Spark on Mac

Introduction to Apache Spark

Spark is getting its due attention as the lightning fast distributed computing engine. It is an improvement over the Hadoop Map Reduce. There are significant improvements in Spark that makes it superior for performing analytics on big data.

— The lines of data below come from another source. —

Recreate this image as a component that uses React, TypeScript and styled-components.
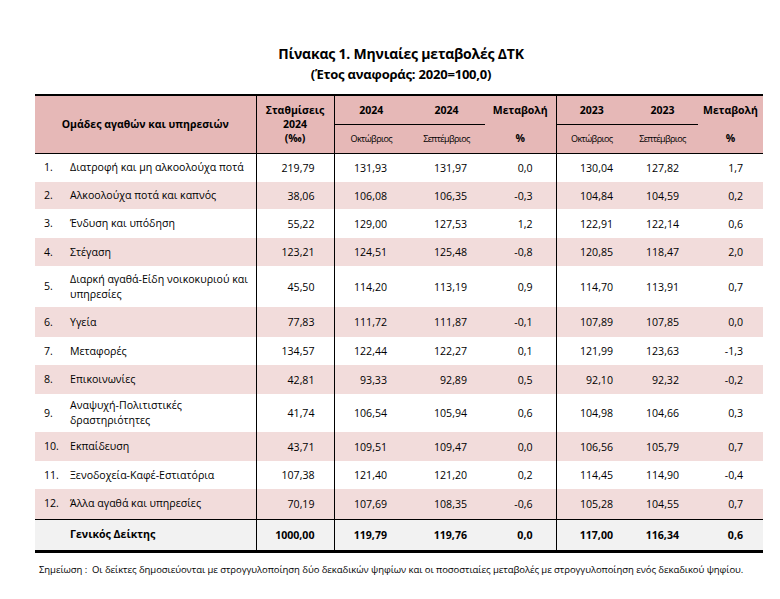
import React from "react";
import styled, { createGlobalStyle } from "styled-components";

const Global = createGlobalStyle`
  html, body { margin: 0; padding: 0; background: #fff; }
  body { font-family: "Open Sans", "Noto Sans", sans-serif; color: #000; }
`;

const Page = styled.div`
  width: 780px;
  height: 599px;
  display: flex;
  flex-direction: column;
  padding-top: 45px;
  box-sizing: border-box;
`;

const TitleBlock = styled.div`
  display: flex;
  flex-direction: column;
  align-items: center;
  gap: 3px;
  padding-left: 22px;
  margin-bottom: 11px;
`;

const Title = styled.h1`
  margin: 0;
  font-size: 14px;
  line-height: 18px;
  font-weight: 700;
  letter-spacing: -0.2px;
`;

const Subtitle = styled.h2`
  margin: 0;
  font-size: 13px;
  line-height: 17px;
  font-weight: 700;
  letter-spacing: -0.2px;
`;

const Table = styled.table`
  margin-left: 35px;
  width: 728px;
  border-collapse: collapse;
  table-layout: fixed;
  border-top: 2px solid #000;
  border-bottom: 3px solid #000;
  font-size: 10.6px;
`;

const HeadRow = styled.tr`
  background: #e6b8b7;
  height: 29px;
`;

const HeadCell = styled.th<{ $right?: boolean; $under?: boolean; $bottom?: boolean }>`
  padding: 0;
  font-weight: 700;
  font-size: 10.5px;
  line-height: 14px;
  text-align: center;
  vertical-align: middle;
  border-right: ${(p) => (p.$right ? "1px solid #000" : "none")};
  border-bottom: ${(p) => (p.$under || p.$bottom ? "1px solid #000" : "none")};
`;

const MonthCell = styled.th<{ $right?: boolean }>`
  padding: 0;
  font-weight: 500;
  font-size: 9px;
  letter-spacing: -0.6px;
  text-align: center;
  vertical-align: middle;
  border-bottom: 1px solid #000;
  border-right: ${(p) => (p.$right ? "1px solid #000" : "none")};
`;

const Row = styled.tr<{ $tint: "pink" | "white" | "gray"; $h: number }>`
  height: ${(p) => p.$h}px;
  background: ${(p) =>
    p.$tint === "pink" ? "#f2dcdb" : p.$tint === "gray" ? "#f2f2f2" : "#ffffff"};
  font-weight: ${(p) => (p.$tint === "gray" ? 700 : 400)};
  border-top: ${(p) => (p.$tint === "gray" ? "1px solid #000" : "none")};
`;

const NameCell = styled.td`
  padding: 0 6px 0 9px;
  border-right: 1px solid #000;
  vertical-align: middle;
`;

const NameWrap = styled.div`
  display: flex;
  align-items: center;
  line-height: 15px;
`;

const Num = styled.span`
  flex: 0 0 26px;
`;

const Label = styled.span`
  flex: 1;
`;

const ValueCell = styled.td<{ $pad: number; $right?: boolean }>`
  padding: 0 ${(p) => p.$pad}px 0 0;
  text-align: right;
  vertical-align: middle;
  border-right: ${(p) => (p.$right ? "1px solid #000" : "none")};
`;

const Note = styled.p`
  margin: 10px 0 0 39px;
  font-size: 9.5px;
  letter-spacing: -0.06px;
`;

const pads = [19, 21, 18, 23, 14, 19, 20];

type R = { n: string; name: string; v: string[]; h: number };

const rows: R[] = [
  { n: "1.", name: "Διατροφή και μη αλκοολούχα ποτά", v: ["219,79", "131,93", "131,97", "0,0", "130,04", "127,82", "1,7"], h: 29 },
  { n: "2.", name: "Αλκοολούχα ποτά και καπνός", v: ["38,06", "106,08", "106,35", "-0,3", "104,84", "104,59", "0,2"], h: 27 },
  { n: "3.", name: "Ένδυση και υπόδηση", v: ["55,22", "129,00", "127,53", "1,2", "122,91", "122,14", "0,6"], h: 29 },
  { n: "4.", name: "Στέγαση", v: ["123,21", "124,51", "125,48", "-0,8", "120,85", "118,47", "2,0"], h: 28 },
  { n: "5.", name: "Διαρκή αγαθά-Είδη νοικοκυριού και υπηρεσίες", v: ["45,50", "114,20", "113,19", "0,9", "114,70", "113,91", "0,7"], h: 41 },
  { n: "6.", name: "Υγεία", v: ["77,83", "111,72", "111,87", "-0,1", "107,89", "107,85", "0,0"], h: 30 },
  { n: "7.", name: "Μεταφορές", v: ["134,57", "122,44", "122,27", "0,1", "121,99", "123,63", "-1,3"], h: 28 },
  { n: "8.", name: "Επικοινωνίες", v: ["42,81", "93,33", "92,89", "0,5", "92,10", "92,32", "-0,2"], h: 29 },
  { n: "9.", name: "Αναψυχή-Πολιτιστικές δραστηριότητες", v: ["41,74", "106,54", "105,94", "0,6", "104,98", "104,66", "0,3"], h: 38 },
  { n: "10.", name: "Εκπαίδευση", v: ["43,71", "109,51", "109,47", "0,0", "106,56", "105,79", "0,7"], h: 29 },
  { n: "11.", name: "Ξενοδοχεία-Καφέ-Εστιατόρια", v: ["107,38", "121,40", "121,20", "0,2", "114,45", "114,90", "-0,4"], h: 28 },
  { n: "12.", name: "Άλλα αγαθά και υπηρεσίες", v: ["70,19", "107,69", "108,35", "-0,6", "105,28", "104,55", "0,7"], h: 30 },
];

const total = ["1000,00", "119,79", "119,76", "0,0", "117,00", "116,34", "0,6"];

const widths = [221, 78, 74, 77, 71, 71, 71, 65];

const Values = ({ v }: { v: string[] }) => (
  <>
    {v.map((x, i) => (
      <ValueCell key={i} $pad={pads[i]} $right={i === 0 || i === 3}>
        {x}
      </ValueCell>
    ))}
  </>
);

export default function App() {
  return (
    <Page>
      <Global />
      <TitleBlock>
        <Title>Πίνακας 1. Μηνιαίες μεταβολές ΔΤΚ</Title>
        <Subtitle>(Έτος αναφοράς: 2020=100,0)</Subtitle>
      </TitleBlock>
      <Table>
        <colgroup>
          {widths.map((w, i) => (
            <col key={i} style={{ width: w }} />
          ))}
        </colgroup>
        <thead>
          <HeadRow>
            <HeadCell rowSpan={2} $right $bottom>
              Ομάδες αγαθών και υπηρεσιών
            </HeadCell>
            <HeadCell rowSpan={2} $right $bottom>
              Σταθμίσεις
              <br />
              2024
              <br />
              (‰)
            </HeadCell>
            <HeadCell $under>2024</HeadCell>
            <HeadCell $under>2024</HeadCell>
            <HeadCell $right>Μεταβολή</HeadCell>
            <HeadCell $under>2023</HeadCell>
            <HeadCell $under>2023</HeadCell>
            <HeadCell>Μεταβολή</HeadCell>
          </HeadRow>
          <HeadRow>
            <MonthCell>Οκτώβριος</MonthCell>
            <MonthCell>Σεπτέμβριος</MonthCell>
            <HeadCell $right $bottom>%</HeadCell>
            <MonthCell>Οκτώβριος</MonthCell>
            <MonthCell>Σεπτέμβριος</MonthCell>
            <HeadCell $bottom>%</HeadCell>
          </HeadRow>
        </thead>
        <tbody>
          {rows.map((r, i) => (
            <Row key={r.n} $tint={i % 2 === 1 ? "pink" : "white"} $h={r.h}>
              <NameCell>
                <NameWrap>
                  <Num>{r.n}</Num>
                  <Label>{r.name}</Label>
                </NameWrap>
              </NameCell>
              <Values v={r.v} />
            </Row>
          ))}
          <Row $tint="gray" $h={32}>
            <NameCell>
              <NameWrap>
                <Num />
                <Label>Γενικός Δείκτης</Label>
              </NameWrap>
            </NameCell>
            <Values v={total} />
          </Row>
        </tbody>
      </Table>
      <Note>
        Σημείωση :&nbsp; Οι δείκτες δημοσιεύονται με στρογγυλοποίηση δύο δεκαδικών ψηφίων και οι
        ποσοστιαίες μεταβολές με στρογγυλοποίηση ενός δεκαδικού ψηφίου.
      </Note>
    </Page>
  );
}
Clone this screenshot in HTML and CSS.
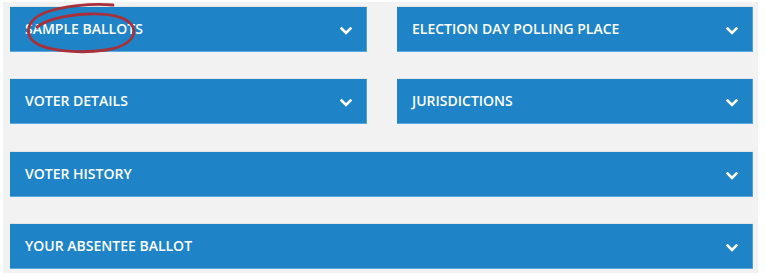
FILE: index.html
```html
<!DOCTYPE html>
<html lang="en">
<head>
<meta charset="utf-8">
<title>Voter information</title>
<link rel="stylesheet" href="styles.css">
</head>
<body>
<div class="panel">
  <div class="grid">
    <div class="bar annotated">
      <span class="label">SAMPLE BALLOTS</span>
      <svg class="chev" width="12" height="8" viewBox="0 0 12 8"><polyline points="1.5,1.5 6,6 10.5,1.5" fill="none" stroke="#fff" stroke-width="2.6" stroke-linecap="square"/></svg>
      <svg class="scribble" width="150" height="60" viewBox="0 0 150 60"><path d="M113,5 C92,3 62,6 44,13 C30,19 24,30 32,40 C43,51 78,54 106,50 C126,47 137,38 133,27 C128,17 110,13 88,14 C66,15 48,19 37,27" fill="none" stroke="#a8303b" stroke-width="2.8" stroke-linecap="round"/></svg>
    </div>
    <div class="bar">
      <span class="label">ELECTION DAY POLLING PLACE</span>
      <svg class="chev" width="12" height="8" viewBox="0 0 12 8"><polyline points="1.5,1.5 6,6 10.5,1.5" fill="none" stroke="#fff" stroke-width="2.6" stroke-linecap="square"/></svg>
    </div>
    <div class="bar">
      <span class="label">VOTER DETAILS</span>
      <svg class="chev" width="12" height="8" viewBox="0 0 12 8"><polyline points="1.5,1.5 6,6 10.5,1.5" fill="none" stroke="#fff" stroke-width="2.6" stroke-linecap="square"/></svg>
    </div>
    <div class="bar">
      <span class="label">JURISDICTIONS</span>
      <svg class="chev" width="12" height="8" viewBox="0 0 12 8"><polyline points="1.5,1.5 6,6 10.5,1.5" fill="none" stroke="#fff" stroke-width="2.6" stroke-linecap="square"/></svg>
    </div>
    <div class="bar wide">
      <span class="label">VOTER HISTORY</span>
      <svg class="chev" width="12" height="8" viewBox="0 0 12 8"><polyline points="1.5,1.5 6,6 10.5,1.5" fill="none" stroke="#fff" stroke-width="2.6" stroke-linecap="square"/></svg>
    </div>
    <div class="bar wide">
      <span class="label">YOUR ABSENTEE BALLOT</span>
      <svg class="chev" width="12" height="8" viewBox="0 0 12 8"><polyline points="1.5,1.5 6,6 10.5,1.5" fill="none" stroke="#fff" stroke-width="2.6" stroke-linecap="square"/></svg>
    </div>
  </div>
</div>
</body>
</html>
```

FILE: styles.css
```css
html, body {
  margin: 0;
  padding: 0;
  background: #ffffff;
}
body {
  font-family: "Open Sans", "Liberation Sans", sans-serif;
}
.panel {
  background: #f2f2f2;
  margin: 2px 7px 3px 3px;
  padding: 5px 5px 4px 7px;
}
.grid {
  display: grid;
  grid-template-columns: 357px 356px;
  column-gap: 30px;
  row-gap: 27px;
}
.bar {
  position: relative;
  height: 45px;
  box-sizing: border-box;
  background: #1e84c7;
  border-right: 1px solid #4e9fd6;
  border-bottom: 1px solid #5ca8da;
  box-shadow: 0 -1px 0 #e4e4e4;
  display: flex;
  align-items: center;
  justify-content: space-between;
  padding: 0 14px 0 15px;
  color: #ffffff;
}
.bar.wide {
  grid-column: 1 / span 2;
}
.grid > .bar:nth-child(5) {
  margin-top: 1px;
}
.label {
  font-size: 14px;
  font-weight: 600;
  letter-spacing: 0;
  line-height: 1;
  margin-top: -1px;
}
.chev {
  display: block;
  margin-top: 3px;
}
.scribble {
  position: absolute;
  left: -10px;
  top: -7px;
  pointer-events: none;
}
```
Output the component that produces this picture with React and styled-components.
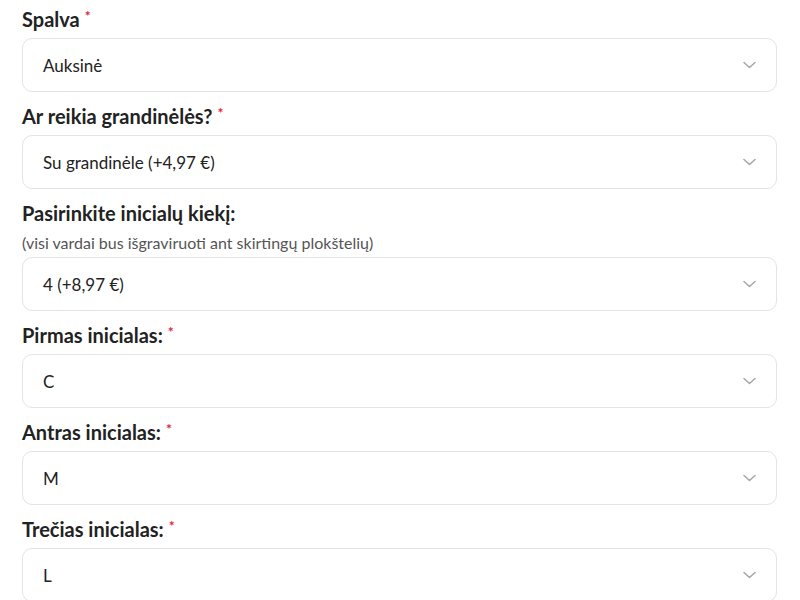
import React from "react";
import styled, { createGlobalStyle } from "styled-components";

const GlobalStyle = createGlobalStyle`
  body {
    margin: 0;
    background: #ffffff;
    font-family: Lato, "Noto Sans", sans-serif;
    color: #222222;
  }
`;

const Form = styled.div`
  padding: 7px 23px 0 22px;
  display: flex;
  flex-direction: column;
  gap: 12px;
`;

const Field = styled.div`
  display: flex;
  flex-direction: column;
`;

const Label = styled.div`
  font-size: 20px;
  font-weight: 700;
  line-height: 24px;
  height: 24px;
  color: #222222;
  margin-bottom: 7px;

  .req {
    color: #e0223a;
    font-size: 14px;
    line-height: 0;
    vertical-align: 6px;
    margin-left: 5px;
  }
`;

const Hint = styled.div`
  font-size: 16px;
  line-height: 20px;
  color: #555555;
  margin-top: 1px;
  margin-bottom: 4px;
`;

const Select = styled.div`
  height: 54px;
  box-sizing: border-box;
  border: 1px solid #e4e4e4;
  border-radius: 10px;
  display: flex;
  align-items: center;
  justify-content: space-between;
  padding: 0 20px;
  font-size: 17px;
  color: #222222;

  svg {
    flex-shrink: 0;
  }
`;

const Chevron = () => (
  <svg width="13" height="8" viewBox="0 0 13 8">
    <polyline
      points="1,1.5 6.5,6.5 12,1.5"
      fill="none"
      stroke="#a6a6a6"
      strokeWidth="1.5"
      strokeLinecap="round"
      strokeLinejoin="round"
    />
  </svg>
);

const fields = [
  { label: "Spalva", required: true, value: "Auksinė" },
  { label: "Ar reikia grandinėlės?", required: true, value: "Su grandinėle (+4,97 €)" },
  {
    label: "Pasirinkite inicialų kiekį:",
    hint: "(visi vardai bus išgraviruoti ant skirtingų plokštelių)",
    value: "4 (+8,97 €)",
  },
  { label: "Pirmas inicialas:", required: true, value: "C" },
  { label: "Antras inicialas:", required: true, value: "M" },
  { label: "Trečias inicialas:", required: true, value: "L" },
];

export default function App() {
  return (
    <>
      <GlobalStyle />
      <Form>
        {fields.map((f) => (
          <Field key={f.label}>
            <Label>
              {f.label}
              {f.required && <span className="req">*</span>}
            </Label>
            {f.hint && <Hint>{f.hint}</Hint>}
            <Select>
              <span>{f.value}</span>
              <Chevron />
            </Select>
          </Field>
        ))}
      </Form>
    </>
  );
}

  1. In-memory storage and computation for iterative algorithms
  2. Supports object-oriented and functional programming paradigms with scala, python and java
  3. interactive shell for quick test and deployment as binaries
  4. Works with Yarn / Mesos – Resource Managers next-generation Hadoop

Installation

Install Java

$ java -version
java version "1.8.0_25"
Java(TM) SE Runtime Environment (build 1.8.0_25-b17)
Java HotSpot(TM) 64-Bit Server VM (build 25.25-b02, mixed mode)

Install brew

ruby -e "$(curl -fsSL https://raw.githubusercontent.com/Homebrew/install/master/install)" 

Install Hadoop

$ brew install hadoop

Brew installs it in the below folder. Add this folder to your bash_profile path

$ vi ~/.bash_profile
export HADOOP_HOME=/usr/local/Cellar/hadoop/2.6.0
$ source ~/.bash_profile
  • Edit Configuration files
/usr/local/Cellar/hadoop/2.6.0$ cd libexec/etc/hadoop/
vi ~/core-site.xml

<configuration>

    <property>

        <name>fs.defaultFS</name>

        <value>hdfs://localhost:9000</value>

    </property>

    <property>

        <name>dfs.replication</name>

        <value>1</value>

    </property>

    <property>

        <name>hadoop.tmp.dir</name>

        <value>/usr/local/Cellar/hadoop/namenode</value>

    </property>

</configuration>

vi yarn-site.xml

<configuration>

    <property>

        <name>yarn.nodemanager.aux-services</name>

        <value>mapreduce_shuffle</value>

    </property>

</configuration>

vi mapred-site.xml

<configuration>

    <property>

        <name>mapreduce.framework.name</name>

        <value>yarn</value>

    </property>

</configuration>

vi hdfs-site,xml

<configuration>

    <property>

        <name>hadoop.tmp.dir</name>

        <value>/usr/local/Cellar/hadoop/namenode</value>

    </property>

</configuration>

Install Apache Maven

$ brew install maven

$ vi ~/.bash_profile
export MAVEN_HOME=/usr/local/Cellar/maven/3.2.5
export PATH=$PATH:$HADOOP_HOME/bin:$HADOOP_HOME/sbin:$MAVEN_HOME/bin

Install Apache Spark

download the latest tarball for Spark  and unzip in /usr/local

$ tar xvf ~/Downloads/spark-1.3.1.tar.gz /usr/local
/user/local/spark-1.3.1 $ mvn -Pyarn -Phadoop-2.4 -Dscala-2.11 -DskipTests clean package

Once the spark installation is complete and successful, add the following

$ vi ~/.bash_profile
export SPARK_HOME=/usr/local/spark-1.3.1
export PATH=$PATH:$HADOOP_HOME/bin:$HADOOP_HOME/sbin:$MAVEN_HOME/bin:$SPARK_HOME/bin:$SPARK_HOME/sbin
$ source ~/.bash_profile

Resolving Errors

Error1: Detected Maven Version: 3.2.5 is not in the allowed range 3.3.3.
Solution: Upgrade to higher version of maven

$brew update
$brew install maven

Error2: [error] missing or invalid dependency detected while loading class file ‘WebUI.class’.
Solution: Switch to Scala 2.11 version in the spark directory

$ cd /usr/local/spark-1.5.2
$ ./dev/change-scala-version.sh 2.11

Data Exploration

  • Start hadoop
$ HADOOP_HOME/sbin/start-dfs.sh
$ hadoop dfsadmin -safemode leave
$ hadoop fs -mkdir -p /user/<username>/datasets/

Download the restaurant_ratings

Open the file in Excel and save the data as restaurant_ratings.csv

Copy the data in hadoop that you want to parse.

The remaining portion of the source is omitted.